Ask yourself, what am I building on, so as to be able to stand before this holy Lord God? If you are ignorant of this, I pray the blessed Spirit to convince you, that there is no “other foundation for any man to lay, but that laid, which is Christ Jesus.” May He give you faith and repentance, so as you may be led to have a total reliance on the righteousness, blood, and intercession of Christ for the pardon of sins, which will give a conformity to His image, and to the mind which was in Christ Jesus. These are the fruits of real grace, the evidences of an interest in Him, and the marks by which His sheep are distinguished from those who belong not to His fold. And for an encouragement to wait upon Him in prayer for the communication of these graces, let us bear this in mind, that the holy Lord God before whom you and I are to stand in judgment, is, at the same time that He sustains this exalted title, that person of the Trinity who assumed our nature, and in it wrought out the salvation of His church and people. The Father hath committed all judgment to the Son. May He be your Advocate as well as Judge!

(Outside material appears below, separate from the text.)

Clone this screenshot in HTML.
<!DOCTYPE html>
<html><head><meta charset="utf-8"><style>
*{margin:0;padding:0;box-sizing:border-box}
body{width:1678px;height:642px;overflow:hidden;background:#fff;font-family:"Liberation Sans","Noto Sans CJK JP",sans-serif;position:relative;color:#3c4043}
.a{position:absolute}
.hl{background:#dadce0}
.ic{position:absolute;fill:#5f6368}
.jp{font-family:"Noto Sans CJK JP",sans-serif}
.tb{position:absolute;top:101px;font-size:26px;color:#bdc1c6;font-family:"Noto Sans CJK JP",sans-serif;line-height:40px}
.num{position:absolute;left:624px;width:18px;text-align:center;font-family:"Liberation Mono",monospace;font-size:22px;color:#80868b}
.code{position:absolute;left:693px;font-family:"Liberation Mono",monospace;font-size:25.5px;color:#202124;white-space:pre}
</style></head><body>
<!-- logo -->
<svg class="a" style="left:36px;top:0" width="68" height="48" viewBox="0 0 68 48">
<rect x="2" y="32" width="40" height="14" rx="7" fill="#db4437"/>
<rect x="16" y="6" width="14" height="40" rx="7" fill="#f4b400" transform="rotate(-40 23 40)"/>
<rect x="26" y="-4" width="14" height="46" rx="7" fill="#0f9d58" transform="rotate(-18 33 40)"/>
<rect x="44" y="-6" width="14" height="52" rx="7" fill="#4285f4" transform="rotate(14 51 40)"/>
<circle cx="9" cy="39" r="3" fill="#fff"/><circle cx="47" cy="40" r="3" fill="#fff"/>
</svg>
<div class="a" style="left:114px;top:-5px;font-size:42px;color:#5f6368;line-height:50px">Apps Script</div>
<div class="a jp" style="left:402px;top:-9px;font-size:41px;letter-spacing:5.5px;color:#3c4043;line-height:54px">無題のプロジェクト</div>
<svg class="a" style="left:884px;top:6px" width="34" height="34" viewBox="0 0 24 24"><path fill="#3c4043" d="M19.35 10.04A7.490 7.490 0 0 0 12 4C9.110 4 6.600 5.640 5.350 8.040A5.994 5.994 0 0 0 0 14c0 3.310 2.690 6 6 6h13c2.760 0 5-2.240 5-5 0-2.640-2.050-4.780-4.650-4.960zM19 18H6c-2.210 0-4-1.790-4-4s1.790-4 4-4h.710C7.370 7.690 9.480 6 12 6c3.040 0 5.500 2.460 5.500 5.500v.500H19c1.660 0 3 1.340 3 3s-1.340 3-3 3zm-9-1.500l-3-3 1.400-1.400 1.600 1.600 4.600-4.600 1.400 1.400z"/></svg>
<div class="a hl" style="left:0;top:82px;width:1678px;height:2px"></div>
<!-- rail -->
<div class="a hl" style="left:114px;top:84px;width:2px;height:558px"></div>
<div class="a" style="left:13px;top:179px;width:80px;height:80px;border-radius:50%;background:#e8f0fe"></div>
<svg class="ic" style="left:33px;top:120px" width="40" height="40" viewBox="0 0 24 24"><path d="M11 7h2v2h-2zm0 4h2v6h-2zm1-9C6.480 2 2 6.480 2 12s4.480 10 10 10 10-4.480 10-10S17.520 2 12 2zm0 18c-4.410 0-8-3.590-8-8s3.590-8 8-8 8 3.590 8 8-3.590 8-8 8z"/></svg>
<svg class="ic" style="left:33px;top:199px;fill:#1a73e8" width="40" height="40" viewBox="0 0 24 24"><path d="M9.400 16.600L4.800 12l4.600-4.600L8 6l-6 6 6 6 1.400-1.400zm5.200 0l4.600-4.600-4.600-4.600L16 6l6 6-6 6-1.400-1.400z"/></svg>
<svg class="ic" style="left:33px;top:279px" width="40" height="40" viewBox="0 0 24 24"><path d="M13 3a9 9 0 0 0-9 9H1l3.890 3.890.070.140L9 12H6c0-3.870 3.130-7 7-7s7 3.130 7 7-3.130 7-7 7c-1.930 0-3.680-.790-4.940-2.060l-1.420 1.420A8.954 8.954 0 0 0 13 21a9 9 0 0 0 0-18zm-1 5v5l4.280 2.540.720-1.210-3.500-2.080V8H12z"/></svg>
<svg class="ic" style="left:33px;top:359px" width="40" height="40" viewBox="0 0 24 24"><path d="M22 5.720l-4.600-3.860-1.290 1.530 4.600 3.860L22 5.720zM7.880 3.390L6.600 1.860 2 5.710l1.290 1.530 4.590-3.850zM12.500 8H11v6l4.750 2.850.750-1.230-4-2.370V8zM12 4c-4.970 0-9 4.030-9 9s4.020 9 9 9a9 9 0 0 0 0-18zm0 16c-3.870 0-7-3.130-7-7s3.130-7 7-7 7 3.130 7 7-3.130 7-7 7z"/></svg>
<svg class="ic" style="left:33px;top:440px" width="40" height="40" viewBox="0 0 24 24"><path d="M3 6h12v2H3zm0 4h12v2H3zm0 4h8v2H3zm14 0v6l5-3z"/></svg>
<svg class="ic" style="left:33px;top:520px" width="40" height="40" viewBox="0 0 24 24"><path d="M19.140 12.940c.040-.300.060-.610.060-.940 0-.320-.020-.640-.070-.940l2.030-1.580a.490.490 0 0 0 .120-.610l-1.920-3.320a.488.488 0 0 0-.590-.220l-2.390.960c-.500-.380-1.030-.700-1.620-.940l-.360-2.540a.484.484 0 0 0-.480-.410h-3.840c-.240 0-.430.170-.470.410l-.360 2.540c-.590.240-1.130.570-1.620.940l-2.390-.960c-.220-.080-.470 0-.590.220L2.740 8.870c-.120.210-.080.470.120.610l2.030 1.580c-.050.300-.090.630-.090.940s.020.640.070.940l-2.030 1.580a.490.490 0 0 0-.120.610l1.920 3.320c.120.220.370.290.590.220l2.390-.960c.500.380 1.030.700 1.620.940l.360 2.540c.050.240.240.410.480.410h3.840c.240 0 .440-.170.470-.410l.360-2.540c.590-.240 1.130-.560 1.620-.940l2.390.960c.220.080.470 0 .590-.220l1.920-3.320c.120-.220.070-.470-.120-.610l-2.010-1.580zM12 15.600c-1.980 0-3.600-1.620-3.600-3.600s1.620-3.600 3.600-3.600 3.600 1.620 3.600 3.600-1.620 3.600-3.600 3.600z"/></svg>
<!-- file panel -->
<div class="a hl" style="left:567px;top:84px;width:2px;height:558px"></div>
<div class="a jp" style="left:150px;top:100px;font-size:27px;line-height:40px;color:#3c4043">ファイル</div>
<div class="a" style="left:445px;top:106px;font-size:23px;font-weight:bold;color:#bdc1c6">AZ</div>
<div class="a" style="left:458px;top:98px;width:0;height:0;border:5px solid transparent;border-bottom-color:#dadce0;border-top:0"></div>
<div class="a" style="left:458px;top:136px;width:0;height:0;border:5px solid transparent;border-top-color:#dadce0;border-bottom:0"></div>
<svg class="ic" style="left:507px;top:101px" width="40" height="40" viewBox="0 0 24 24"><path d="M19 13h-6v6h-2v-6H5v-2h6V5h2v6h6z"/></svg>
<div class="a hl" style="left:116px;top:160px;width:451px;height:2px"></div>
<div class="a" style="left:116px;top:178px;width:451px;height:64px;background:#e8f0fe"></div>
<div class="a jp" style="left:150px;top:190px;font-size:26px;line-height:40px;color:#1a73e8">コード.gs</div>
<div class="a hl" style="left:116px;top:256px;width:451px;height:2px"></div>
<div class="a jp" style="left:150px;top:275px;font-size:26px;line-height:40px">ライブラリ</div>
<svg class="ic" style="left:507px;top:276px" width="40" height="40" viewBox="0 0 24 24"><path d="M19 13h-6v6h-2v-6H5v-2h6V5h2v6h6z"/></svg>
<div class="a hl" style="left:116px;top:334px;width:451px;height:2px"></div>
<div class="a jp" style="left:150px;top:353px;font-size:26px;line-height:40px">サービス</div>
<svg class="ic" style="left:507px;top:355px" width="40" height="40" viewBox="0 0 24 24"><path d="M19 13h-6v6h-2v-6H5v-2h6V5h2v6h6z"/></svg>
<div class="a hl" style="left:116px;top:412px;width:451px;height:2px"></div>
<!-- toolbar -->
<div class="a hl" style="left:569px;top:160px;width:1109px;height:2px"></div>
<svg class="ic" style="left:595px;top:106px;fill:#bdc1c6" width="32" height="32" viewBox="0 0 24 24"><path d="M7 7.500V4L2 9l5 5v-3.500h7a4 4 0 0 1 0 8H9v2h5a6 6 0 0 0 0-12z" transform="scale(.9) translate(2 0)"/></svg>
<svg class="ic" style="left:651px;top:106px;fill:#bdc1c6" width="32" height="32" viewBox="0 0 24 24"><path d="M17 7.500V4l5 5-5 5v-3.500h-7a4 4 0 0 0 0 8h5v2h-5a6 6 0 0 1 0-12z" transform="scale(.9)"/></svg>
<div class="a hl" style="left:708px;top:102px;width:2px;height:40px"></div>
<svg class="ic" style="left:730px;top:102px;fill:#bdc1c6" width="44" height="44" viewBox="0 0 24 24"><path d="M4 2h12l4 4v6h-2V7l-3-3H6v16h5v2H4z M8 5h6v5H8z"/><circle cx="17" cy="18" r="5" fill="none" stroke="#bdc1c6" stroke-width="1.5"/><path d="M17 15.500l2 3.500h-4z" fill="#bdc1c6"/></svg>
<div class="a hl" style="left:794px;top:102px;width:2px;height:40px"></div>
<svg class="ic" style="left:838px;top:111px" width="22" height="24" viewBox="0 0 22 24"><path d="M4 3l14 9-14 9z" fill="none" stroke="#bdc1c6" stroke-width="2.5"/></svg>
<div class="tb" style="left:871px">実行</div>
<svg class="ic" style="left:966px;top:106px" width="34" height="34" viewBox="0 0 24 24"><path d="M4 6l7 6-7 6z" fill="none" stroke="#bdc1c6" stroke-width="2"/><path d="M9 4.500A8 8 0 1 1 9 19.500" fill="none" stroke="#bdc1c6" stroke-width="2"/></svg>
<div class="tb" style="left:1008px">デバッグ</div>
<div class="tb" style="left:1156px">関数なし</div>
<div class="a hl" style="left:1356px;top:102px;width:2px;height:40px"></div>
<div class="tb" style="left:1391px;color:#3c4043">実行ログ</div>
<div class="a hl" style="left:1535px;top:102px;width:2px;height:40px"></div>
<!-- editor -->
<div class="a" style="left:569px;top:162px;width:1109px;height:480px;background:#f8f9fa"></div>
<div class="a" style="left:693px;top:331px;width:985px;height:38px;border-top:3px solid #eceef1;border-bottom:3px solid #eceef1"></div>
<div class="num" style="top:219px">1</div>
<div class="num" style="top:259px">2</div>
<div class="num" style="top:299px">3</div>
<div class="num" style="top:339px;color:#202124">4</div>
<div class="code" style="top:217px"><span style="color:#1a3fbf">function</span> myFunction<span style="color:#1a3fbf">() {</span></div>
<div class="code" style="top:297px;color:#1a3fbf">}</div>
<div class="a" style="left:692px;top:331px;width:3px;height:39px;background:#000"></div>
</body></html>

There is yet another sense wherein men will stand before this holy Lord God; and a blessed standing it will be, a standing peculiar to the just. They shall stand —Where? In the New Jerusalem, the heaven of heavens, before the throne and before the Lamb. They shall stand How? Clothed in white robes, the robes of justifying merit and sanctifying grace. They shall stand — With whom? With angels and archangels, and all the powers of heaven. They shall stand — Doing what? Singing the song forever new, the praises of the great Three-one, Father, Son, and Spirit. They shall stand — How long? As long as eternity itself; wrapped in the vision of God forever and ever.

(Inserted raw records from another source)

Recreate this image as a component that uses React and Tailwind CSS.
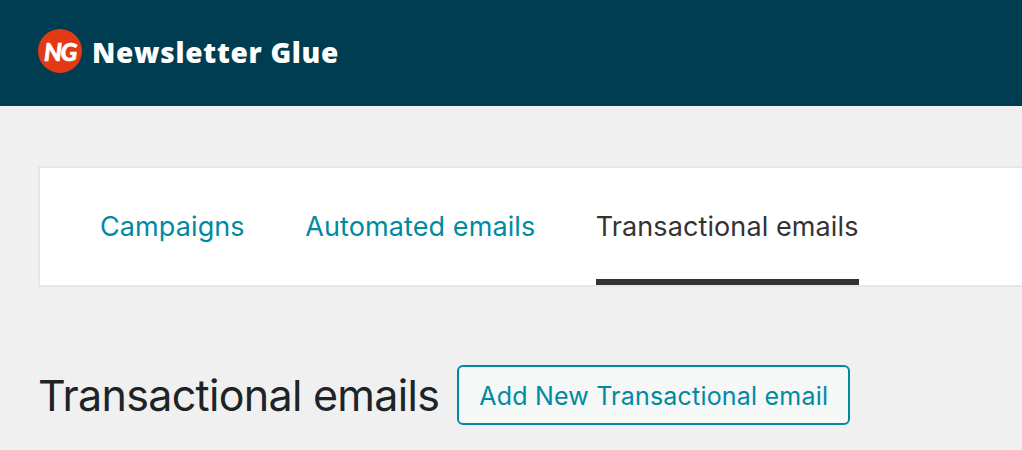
export default function App() {
  return (
    <div className="h-[450px] w-[1022px] overflow-hidden bg-[#f0f0f0] font-['Inter',sans-serif]">
      <header className="flex h-[106px] items-start gap-[10px] bg-[#003d50] pl-[38px] pt-[29px]">
        <div className="flex h-[44px] w-[44px] items-center justify-center rounded-full bg-[#e23a14]">
          <span className="font-['Lato',sans-serif] text-[25px] font-black italic leading-none tracking-[-1.5px] text-white [-webkit-text-stroke:0.6px_white]">NG</span>
        </div>
        <span className="mt-[4px] font-['Open_Sans',sans-serif] text-[28px] font-extrabold leading-[38px] tracking-[0.72px] text-white">Newsletter Glue</span>
      </header>
      <nav className="ml-[38px] mt-[60px] flex h-[121px] gap-[60.5px] border-2 border-r-0 border-[#e6e6ea] bg-white pl-[60px] text-[27px] tracking-[0.1px]">
        <a className="pt-[42px] leading-[34px] text-[#008aa2]">Campaigns</a>
        <a className="pt-[42px] leading-[34px] text-[#008aa2]">Automated emails</a>
        <a className="h-[117px] border-b-[6px] border-[#333333] pt-[42px] leading-[34px] text-[#333333]">Transactional emails</a>
      </nav>
      <div className="ml-[38px] mt-[78px] flex items-center gap-[18px]">
        <h1 className="text-[43px] font-normal leading-[60px] tracking-[-0.7px] text-[#1d2327]">Transactional emails</h1>
        <button className="h-[60px] rounded-[6px] border-2 border-[#008aa2] bg-[#f6f7f7] px-[20px] pt-[3px] text-[25px] tracking-[0.2px] text-[#008aa2]">Add New Transactional email</button>
      </div>
    </div>
  );
}
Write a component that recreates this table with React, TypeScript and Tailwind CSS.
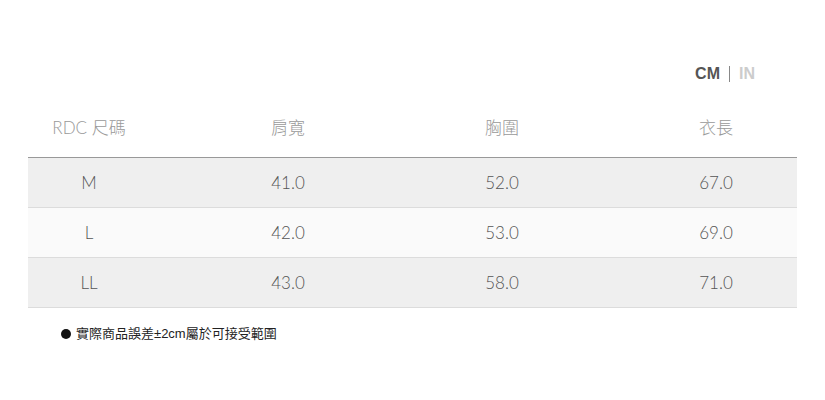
const rows = [
  { size: "M", shoulder: "41.0", chest: "52.0", length: "67.0" },
  { size: "L", shoulder: "42.0", chest: "53.0", length: "69.0" },
  { size: "LL", shoulder: "43.0", chest: "58.0", length: "71.0" },
];

const font = "font-['Lato','Noto_Sans_CJK_TC',sans-serif]";

export default function App() {
  return (
    <div className={`w-[825px] h-[400px] bg-white ${font}`}>
      <div className="pl-[28px] pr-[28px] pt-[63px]">
        <div className="flex justify-end items-center gap-[9px] pr-[42px] h-[22px] font-['Liberation_Sans',sans-serif] font-bold text-[16px]">
          <span className="text-[#555]">CM</span>
          <span className="w-px h-[16px] bg-[#888]" />
          <span className="text-[#ccc]">IN</span>
        </div>
        <div className="mt-[13px] grid grid-cols-[122px_276px_152px_1fr] h-[60px] items-center border-b border-[#999] text-[17px] font-light text-[#999]">
          <div className="text-center">RDC 尺碼</div>
          <div className="text-center">肩寬</div>
          <div className="text-center">胸圍</div>
          <div className="text-center pl-[57px]">衣長</div>
        </div>
        {rows.map((r, i) => (
          <div
            key={r.size}
            className={`grid grid-cols-[122px_276px_152px_1fr] h-[50px] items-center border-b border-[#dcdcdc] text-[17px] font-light text-[#555] ${
              i % 2 === 0 ? "bg-[#efefef]" : "bg-[#fafafa]"
            }`}
          >
            <div className="text-center">{r.size}</div>
            <div className="text-center">{r.shoulder}</div>
            <div className="text-center">{r.chest}</div>
            <div className="text-center pl-[57px]">{r.length}</div>
          </div>
        ))}
        <div className="mt-[16px] pl-[33px] flex items-center gap-[5px] text-[13px] text-[#222] font-['Liberation_Sans','Noto_Sans_CJK_TC',sans-serif]">
          <span className="w-[10px] h-[10px] rounded-full bg-[#111]" />
          <span>實際商品誤差±2cm屬於可接受範圍</span>
        </div>
      </div>
    </div>
  );
}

Do you ask, Who is worthy to stand thus before this “Holy Lord God?” — Who, indeed, abstracted from the merits of Christ? Without that, we should not only be unworthy, but absolutely incapable of this exceeding great reward. All have sinned and come short of the glory of God. “Understand, therefore,” said Moses to the Israelites, “that the Lord thy God giveth thee not this good land to possess it, for thy righteousness.” And if even the earthly Canaan was not the reward of human merit, much less the heavenly. And yet Christ says of the saints at Sardis, and by consequence of all saints whatever, (for a saint is a saint, let him live in what age or country he will) “These shall walk with me in white,” that is, they shall be my companions in glory, “for they are worthy.” — How! void of merit, and yet worthy? And worthy too of walking with Christ in white? Yes, unworthy, totally so, in themselves; but worthy, completely so, of an eternity of bliss, through the blood of sprinkling and the imputation of Christ’s obedience, styled in Scripture, the righteousness of God, and elsewhere, the righteousness of the saints.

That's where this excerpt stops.